SANDYS, Sir Richard (by 1488-1538/39).

Published in The History of Parliament: the House of Commons 1509-1558, ed. S.T. Bindoff, 1982
Available from Boydell and Brewer

Constituency

Dates

Family and Education

b. by 1488, yr. s. of Sir William Sandys (d. 26 Oct. 1496) of The Vyne, Sherborne St. John, Hants by Margaret, da. of John Cheyne of Shurland, Isle of Sheppey, Kent. m. (1) 1s.; (2) 1534, Denise, wid. of Walter Champion of London. Kntd. 1 Nov. 1523.1

Offices Held

Gent. usher by 1509, to Princess Elizabeth 1536; bailiff, scunage of Calais and islands of Coulogne in marches of Calais 1521-d.; commr. subsidy, Hants 1523, 1524; other commissions 1530-5; jt. lt. Claren don forest, Hants and Wilts. 1524-d., j.p. Hants 1529-d.; knight of the body by 1533.2

Biography

Sir Richard Sandys doubtless owed his election to the Parliament of 1529 either directly or indirectly to the King. The writ for Hampshire was one of those which Henry VIII had sent to him at Windsor, where Sandys may well have been in attendance. Both in his own right, and as the brother of William, 1st Baron Sandys, one of the King’s favourite courtiers, he was a natural choice for the knighthood of a shire in which his family held a leading place.3

Although Richard Sandys succeeded to all the lands which his father had purchased, he seems not to have had an establishment of his own but to have lived in his brother’s household. He was a gentleman usher at Henry VII’s funeral. In 1513 he accompanied his brother on the expedition to France, and in the following January the two were at Portsmouth preparing for a French attack. From 1517 Lord Sandys was frequently at Calais, and Richard was probably there with him: both served under Suffolk in the expedition of 1523 and Richard was one of those knighted at its close. In that year he was named a subsidy commissioner for Hampshire, but was ‘beyond the sea in the King’s wars’ when his own assessment came to be made. He was at Calais during Wolsey’s visit in 1527 and the King’s in October 1532.4

Nothing is known of Sandys’s part in the proceedings of the Parliament, but during its lifetime he remained closely associated with his brother. On 6 May 1533 he and his son John were granted the office of bailiff of the scunage of Calais which he had held alone since 1521: when his right to the office was challenged by the mayor of Calais, Lord Sandys wrote on his behalf to the deputy, Viscount Lisle, assuring him that Sir Richard had long been bailiff both of the scunage and of Coulogne.
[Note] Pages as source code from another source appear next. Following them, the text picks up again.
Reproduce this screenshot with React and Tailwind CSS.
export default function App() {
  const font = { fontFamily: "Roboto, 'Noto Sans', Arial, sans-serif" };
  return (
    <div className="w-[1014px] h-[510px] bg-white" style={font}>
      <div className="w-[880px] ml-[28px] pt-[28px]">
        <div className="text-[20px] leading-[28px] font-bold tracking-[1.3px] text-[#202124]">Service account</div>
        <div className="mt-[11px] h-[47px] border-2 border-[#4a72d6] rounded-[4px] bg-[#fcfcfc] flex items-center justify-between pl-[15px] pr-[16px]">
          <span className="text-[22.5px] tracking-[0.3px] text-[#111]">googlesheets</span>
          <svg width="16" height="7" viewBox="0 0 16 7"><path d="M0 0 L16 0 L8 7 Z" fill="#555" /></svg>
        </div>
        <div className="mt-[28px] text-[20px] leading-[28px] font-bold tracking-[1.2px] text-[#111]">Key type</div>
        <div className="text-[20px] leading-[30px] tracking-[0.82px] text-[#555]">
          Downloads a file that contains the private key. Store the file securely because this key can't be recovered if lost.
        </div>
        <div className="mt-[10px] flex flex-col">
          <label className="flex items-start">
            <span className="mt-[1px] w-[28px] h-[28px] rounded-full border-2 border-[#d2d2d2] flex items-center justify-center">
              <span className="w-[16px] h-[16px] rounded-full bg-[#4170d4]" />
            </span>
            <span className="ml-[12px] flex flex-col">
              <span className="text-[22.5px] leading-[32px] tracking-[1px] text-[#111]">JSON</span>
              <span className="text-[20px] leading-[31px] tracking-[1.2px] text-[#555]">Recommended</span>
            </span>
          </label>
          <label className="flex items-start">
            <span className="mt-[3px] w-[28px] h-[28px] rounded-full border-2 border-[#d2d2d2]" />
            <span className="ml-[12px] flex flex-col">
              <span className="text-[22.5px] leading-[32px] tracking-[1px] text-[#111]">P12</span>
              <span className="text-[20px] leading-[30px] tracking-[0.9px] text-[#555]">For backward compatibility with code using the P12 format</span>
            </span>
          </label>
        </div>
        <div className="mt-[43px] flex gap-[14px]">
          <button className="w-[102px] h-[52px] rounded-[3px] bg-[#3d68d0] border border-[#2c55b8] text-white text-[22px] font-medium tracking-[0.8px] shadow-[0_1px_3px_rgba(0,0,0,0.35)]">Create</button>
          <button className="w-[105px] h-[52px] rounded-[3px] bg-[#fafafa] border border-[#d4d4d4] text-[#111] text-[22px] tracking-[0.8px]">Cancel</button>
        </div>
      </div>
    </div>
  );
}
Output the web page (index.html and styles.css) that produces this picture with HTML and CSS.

In January 1535 the same writer informed Cromwell in an indignant letter that his brother had been attacked the day before in the Queen’s park of Stratfield Mortimer, Berkshire, by ‘young Trapnell’, son-in-law to Sir Thomas Englefield, and six of his servants, an assault for which he demanded redress. This was a reversal of the role imputed to Sandys in a Star Chamber case in Wolsey’s time, when Francis Digneley complained of an attack by him in Alice Holt forest, Sussex.5

Sandys probably sat in the Parliament of 1536 in accordance with the King’s request for the reelection of the previous Members. During the northern rebellion he was one of the gentlemen appointed to attend upon the King. In the same year he became a gentleman usher to Princess Elizabeth and he was present at the christening of Edward VI on 15 Oct. 1537 and the funeral of Queen Jane a month later. He was alive on 3 June 1538, when he witnessed a deposition against a priest who looked forward to the end of the royal supremacy, but was dead by 23 June 1539, when Lord Sandys wrote to Cromwell about a dispute with his widow. Sandys’s marriage to this lady, the widow of a rich alderman of London, had greatly improved his financial position. After his death she complained to Cromwell that ‘she was like to go a begging’ because her husband and Lord Sandys had between them ‘consumed and expended of her goods above £7000’: this her brother-in-law denied, claiming that although not obliged to do so he had agreed to give her £80 a year for life, an offer which she had first accepted and then refused.6

Ref Volumes: 1509-1558

Author: Patricia Hyde

Notes

  • 1. Date of birth estimated from first reference. Test. Vet. ed. Nicolas, ii. 432; CP, xi. 441; LP Hen. VIII, iii, vi, vii.
  • 2. LP Hen. VIII, i-vi.
  • 3. Ibid. iv.
  • 4. Test. Vet. ii. 432; LP Hen. VIII, i. iii; SP1/29, f. 7; Chron. Calais (Cam. Soc. xxxv), 39, 42.
  • 5. LP Hen. VIII, iii, iv, vi, viii; St.Ch.2/13/241.
  • 6. LP Hen. VIII, x-xiii; SP1/156, ff. 169-70; 2/Q, ff. 31-35.